What light meter do you favor

Things are fine Mick and plenty of photogs out there still using film.

good to hear things are fine :cool:must admit l have been shooting a lot more film recently and thats about to increase with the arrival of the 500C:D
 
There are a lot of great meters out there. I really like my Minolta Spotmeter F and Autometer III. (I should have gotten the Autometer III F, as it also does flash metering, but I almost never use flash anyway.)

As I recall, the Autometer IV came out the same time as the Maxxum/Dynax 9000 (the first professional autofocus camera by Minolta). You could take a light reading with the Autometer IV and transmit the settings wirelessly to the 9000 and trip the shutter from the meter.

- Murray
 
M5
Gossen Luna-Pro sbc, Minolta Auto Meter IVF, Weston Master V (The no battery backup to all the rest).
The M5 meter is the best.

Wayne



Sent from somewhere around here.
 
Twinmate for cameras w/o meter, Leica MC for M3. But the internal meter on the Nikon Fm3a is perhaps the most consistently accurate meter I have encountered - I rarely miss an exposure if I rely on it.
 
Leica M5's spot meter

2x Leica Meter MR on M2/3

2x Weston Master III (QLM serviced)

1x Weston Master IV (QLM serviced)

2x Gossen LunaSix F SBC (QLM serviced)

Gossen Luna Pro (still accurate)

Minolta Color Meter IIIF
 
My first meter was a Sekonic Auto Leader. It was great. I could use it one handed, it had high and low light settings, and was accurate. After several years it died (but I put in a new cell). But within a couple of years after getting the Sekonic, I got the L-28c2. I still have it. I always wanted a Gossen Luna Pro. I have one. I always wanted a Gossen Luna Pro SBC. I have one.

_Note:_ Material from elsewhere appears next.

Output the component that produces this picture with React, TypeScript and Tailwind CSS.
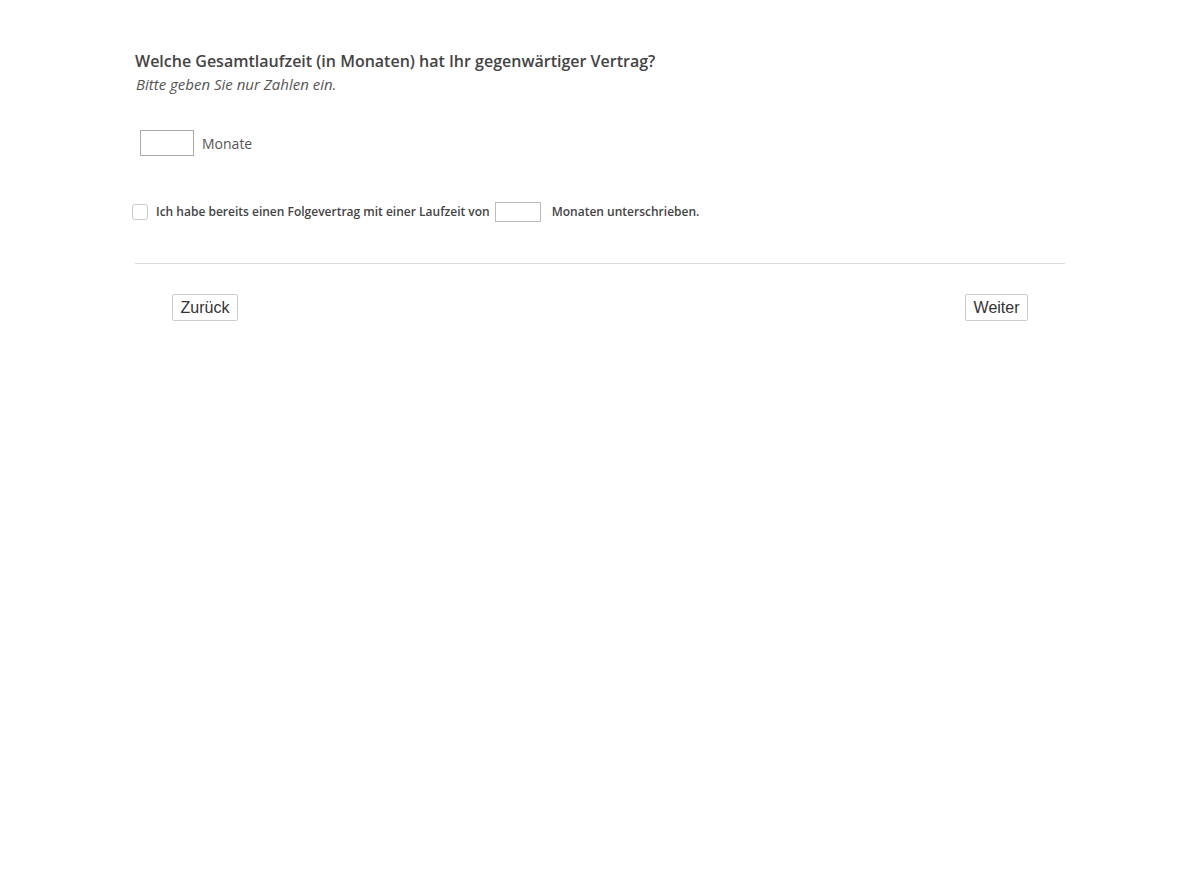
const App = () => {
  return (
    <div className="min-h-screen bg-white text-[#444] font-['Open_Sans',sans-serif]">
      <div className="mx-auto w-[930px] pt-[50px]">
        <h1 className="text-[16px] leading-[22px] font-semibold text-[#444]">
          Welche Gesamtlaufzeit (in Monaten) hat Ihr gegenwärtiger Vertrag?
        </h1>
        <p className="mt-[1px] text-[15px] leading-[22px] italic text-[#555] pl-px">
          Bitte geben Sie nur Zahlen ein.
        </p>

        <div className="flex items-center gap-[8px] mt-[35px] ml-[5px]">
          <input
            type="text"
            className="w-[54px] h-[26px] border border-[#aaa] bg-white outline-none"
          />
          <span className="text-[14px] text-[#555]">Monate</span>
        </div>

        <div className="flex items-center mt-[46px] -ml-[3px] text-[12px] font-semibold text-[#444]">
          <span className="w-[16px] h-[16px] rounded-[3px] border border-[#ccc] bg-white" />
          <span className="ml-[8px]">Ich habe bereits einen Folgevertrag mit einer Laufzeit von</span>
          <input
            type="text"
            className="ml-[5px] w-[46px] h-[20px] border border-[#bbb] bg-white outline-none"
          />
          <span className="ml-[11px]">Monaten unterschrieben.</span>
        </div>

        <div className="mt-[41px] border-t border-[#ddd]" />

        <div className="flex justify-between pl-[37px] pr-[37px] mt-[30px] font-['Liberation_Sans',Arial,sans-serif]">
          <button className="h-[27px] px-[7.5px] border border-[#ccc] rounded-[2px] bg-white text-[16px] text-[#333]">
            Zurück
          </button>
          <button className="h-[27px] px-[7.5px] border border-[#ccc] rounded-[2px] bg-white text-[16px] text-[#333]">
            Weiter
          </button>
        </div>
      </div>
    </div>
  );
};

export default App;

What I use are the Luna Pro SBC or the Sekonic L-28c2.
 
I think today that you'd be crazy to use anything but a modern digital meter. The accuracy, low-light ability, and versatility of them beats old moving needle meters.

I am currently using a Sekonic L-758DR. Its the one you can calibrate to your camera's actual sensitivity and dynamic range, if you shoot digital. Its made my digital exposures much more consistent. The built in spot meter is great as well as the incident metering.

The downside is that the Sekonic is expensive. If you want a good, cheap incident meter, look for a good Minolta Flash Meter IV, as several others have suggested. I have one of those too!
 
I think today that you'd be crazy to use anything but a modern digital meter. The accuracy, low-light ability, and versatility of them beats old moving needle meters.

Accuracy and versatility, yes. But where low light capability is concerned, modern meters don't fare that well, the -0EV to -2.5EV mimimum on current meters is far from impressive - the flash capabilities of modern meters mean they must have a small temporal integration window, which has inevitable impact on their sensitivity. The last generation of silicone photo diode/transistor continuous light only pro meters that preceded the switch to multi-purpose meters had ranges down to -5EV to -8EV.
 
If I have to get it right, then a spot meter... I use the Sekonic L-758D with the Flashwave III triggers for flash... I am sure that I am not in radio wave compliant in one country or another... for down and dirty it's an old Gossen Luna-Pro with battery adapter rather than the PX13s. I used a Pentax spot meter when I was younger...

It's hard to beat the modern meter algorithms of the new cameras for casual use... I guess there is no market for putting that software in a proper handheld meter ; )

Casey
 
For my RFs, which mostly don't have meters, I use a Sverdlovsk 4 or sometimes a Weston III or IV. The Weston V is a good meter but (like the III), I find the scales a bit crowded. In poor light the Sverdlovsk goes further than any circumstances I'm likely to need but the Westons are a bit limited in that respect.